Unlike a conventional filtering system, as the filters become contaminated reverse osmosis is used to keep the filters/screens clean using a technique commonly referred to as backwashing. Whilst reverse osmosis water filtration will deliver incredibly pure water the backwashing technique requires extra water to be used and it can take a gallon of water to complete the backwashing for every gallon of filtered water obtained.
Two things to consider here are how pure do you need your water to be, and wjether is water a scarce resource where you live? The level of water resource available to you is important in another way too, as without sufficient natural water pressure a booster pump will be needed for the reverse osmosis water filtration system.
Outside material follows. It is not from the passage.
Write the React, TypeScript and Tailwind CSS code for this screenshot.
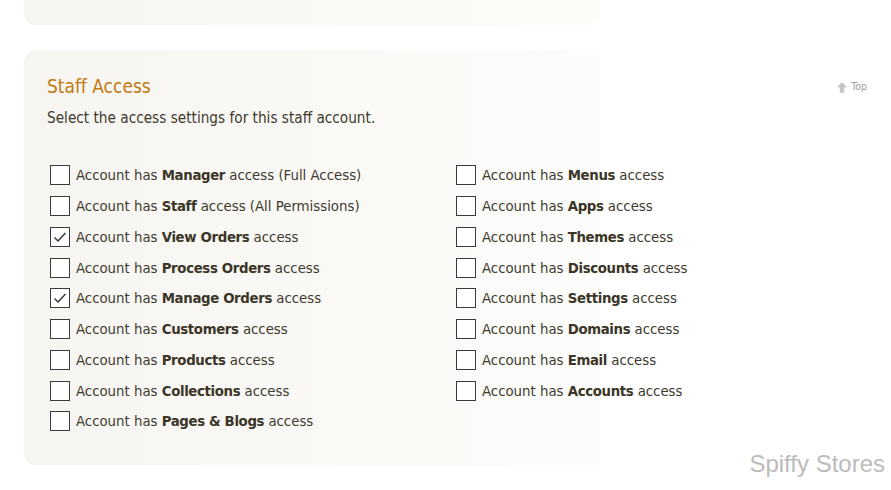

Although well intentioned when it was first introduced, not everyone remains in favour of fluoride being put in our water supplies. Although fluoride in drinking water does help to reduce tooth decay, some 10% of the population are actually at risk from the fluoride in water as they are susceptible to dental fluorosis, which can appear as anything from white specks and streaks to a dark discolouring of the teeth.
Whilst a reverse osmosis home water filtering system will remove 90% of the fluoride from your water it cannot be guaranteed to remove it all. To ensure the total removal of fluoride you need to check that your water filtration system includes, or can be adapted to include, an activated alumina like aluminium oxide.
For anyone that has their own water supply such as a spring, well or bore-hole, the water filtration system of your choice can be fitted close to the source of the water supply or in any suitable outer building, to which the water can be routed to prior to it being used in the home.